I might be fictional. Sure, I’m Tank Girl. I’m Sal Paradise, Katurian Katurian, Enid Coleslaw, Ivan Illych, Laurie Juspeczyk, K., May Kasahara. I’m–

Allison Rebecca Werner drank her tea slowly. She neglected to remove the tea bag from her paper cup, instead letting it seep until the brew was astringent and bitter with tannin. Every so often she turned a page of a magazine and it made a sound like the movement of dead leaves.

“Hey.”

Through a haze of text she became aware of someone setting a lunch tray down across from her. Allison made herself present. She looked up, dark eyes clicking into focus, absorbing the rays of light reflecting off alien topography before the facial features registered as something familiar. She smiled, quickly and automatically. She tried to act like she would much rather talk to this girl than continue to read about linguistic anthropology studies in the Amazon. She did it well.

Allison closed her magazine and slid it outside the range of her peripheral vision in order to avoid giving it clandestine glances while making necessary conversation. She brought up the easy topic of their shared class and let the words run from there. Every so often she made eye contact and smiled. Every so often she took another sip of her tea.

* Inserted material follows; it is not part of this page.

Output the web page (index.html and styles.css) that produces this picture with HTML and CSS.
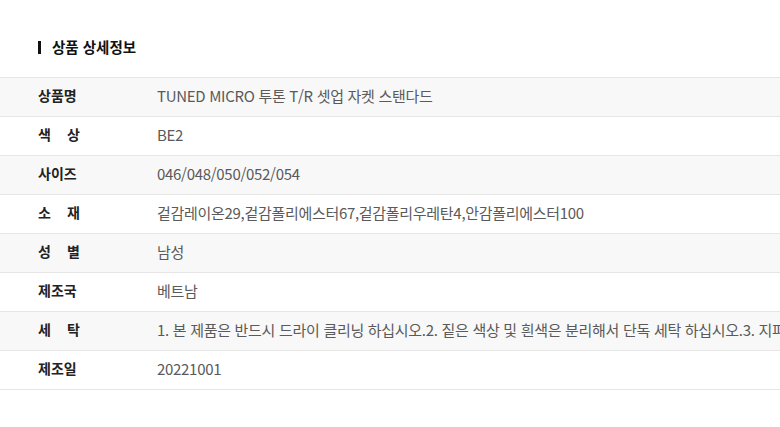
FILE: index.html
```html
<!DOCTYPE html>
<html lang="ko">
<head>
<meta charset="utf-8">
<link rel="stylesheet" href="styles.css">
</head>
<body>
<section class="detail">
  <h2 class="detail-title">상품 상세정보</h2>
  <div class="spec">
    <div class="row alt"><div class="label">상품명</div><div class="value">TUNED MICRO 투톤 T/R 셋업 자켓 스탠다드</div></div>
    <div class="row"><div class="label"><span class="spread">색 상</span></div><div class="value">BE2</div></div>
    <div class="row alt"><div class="label">사이즈</div><div class="value">046/048/050/052/054</div></div>
    <div class="row"><div class="label"><span class="spread">소 재</span></div><div class="value">겉감레이온29,겉감폴리에스터67,겉감폴리우레탄4,안감폴리에스터100</div></div>
    <div class="row alt"><div class="label"><span class="spread">성 별</span></div><div class="value">남성</div></div>
    <div class="row"><div class="label">제조국</div><div class="value">베트남</div></div>
    <div class="row alt"><div class="label"><span class="spread">세 탁</span></div><div class="value">1. 본 제품은 반드시 드라이 클리닝 하십시오.2. 짙은 색상 및 흰색은 분리해서 단독 세탁 하십시오.3. 지퍼,단추 등 부자재는 잠근 후 세탁하십시오.</div></div>
    <div class="row"><div class="label">제조일</div><div class="value">20221001</div></div>
  </div>
</section>
</body>
</html>
```

FILE: styles.css
```css
html, body {
  margin: 0;
  padding: 0;
  background: #fff;
}
body {
  font-family: "Noto Sans CJK KR", "Noto Sans", sans-serif;
  overflow: hidden;
  width: 780px;
}
.detail {
  padding-top: 37px;
}
.detail-title {
  margin: 0 0 20px 38px;
  display: flex;
  align-items: center;
  gap: 11px;
  font-size: 14.5px;
  line-height: 20px;
  font-weight: 700;
  color: #111;
}
.detail-title::before {
  content: "";
  width: 3px;
  height: 13px;
  background: #111;
}
.spec {
  border-top: 1px solid #e6e6e6;
}
.row {
  box-sizing: border-box;
  display: grid;
  grid-template-columns: 157px 1fr;
  height: 39px;
  padding-bottom: 4px;
  align-items: center;
  border-bottom: 1px solid #e6e6e6;
  white-space: nowrap;
}
.row.alt {
  background: #f8f8f8;
}
.label {
  padding-left: 38px;
  font-size: 14px;
  font-weight: 700;
  color: #222;
}
.spread {
  display: inline-block;
  width: 42px;
  text-align: justify;
  text-align-last: justify;
}
.value {
  overflow: hidden;
  font-size: 15px;
  letter-spacing: -0.3px;
  font-weight: 400;
  color: #5a5a5a;
}
```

She liked people. At least, that was she repeated in her head every once in a while, as if to remind herself. It was just that, at this particular moment, she would obtain much more enjoyment from reading her magazine article than making small talk with the girl sitting across the beige cafeteria table.

“You look like a character in a book,” said the girl, apropos of nothing.

Allison’s smile wavered imperceptibly at the edges. “I’ll take that as a compliment,” she replied lightly. It was not a compliment. It was a sentence. Those strange, simple words confirmed Allison’s underlying sense of doom. She looked like a character in a book because she was a character. She’d absorbed defining details from too many other personas and now there wasn’t anything original left. She’d finally ceased to be a real person.

That night, as she lay in bed with her eyes screwed shut, she heard terrible, decisive clacking noises, like someone in the next room was pounding on the keys of a giant typewriter. She was terrified by how resolutely final the typing sounded. A panicked, claustrophobic feeling overcame her, the feeling that her life had already been plotted out for her by some inescapable, unseen force. A few strokes of the keys and her personality would change. A few strokes of the keys and she might be scrapped entirely and cease to exist. Her mind raced and spit out nightmares.

I am being cut out of reality and soon I’ll be nothing but a blank white cut-out with crisp new edges. Cut me and I’ll bleed ink. I am being cut out of reality I am I am I am

I look like a character in a book.

——

An older piece. Written in the spring of 2007 for a Creative Non-Fiction course with Jean Thompson. The italicized portions were originally in a typewriter font. A bit gimmicky, but effective. Unfortunately, I couldn’t for the life of my figure out how to transmit the font changes into blog form. Ah, formatting. This piece still does a remarkably good job at summing up my feelings as a reader/writer and a person/character.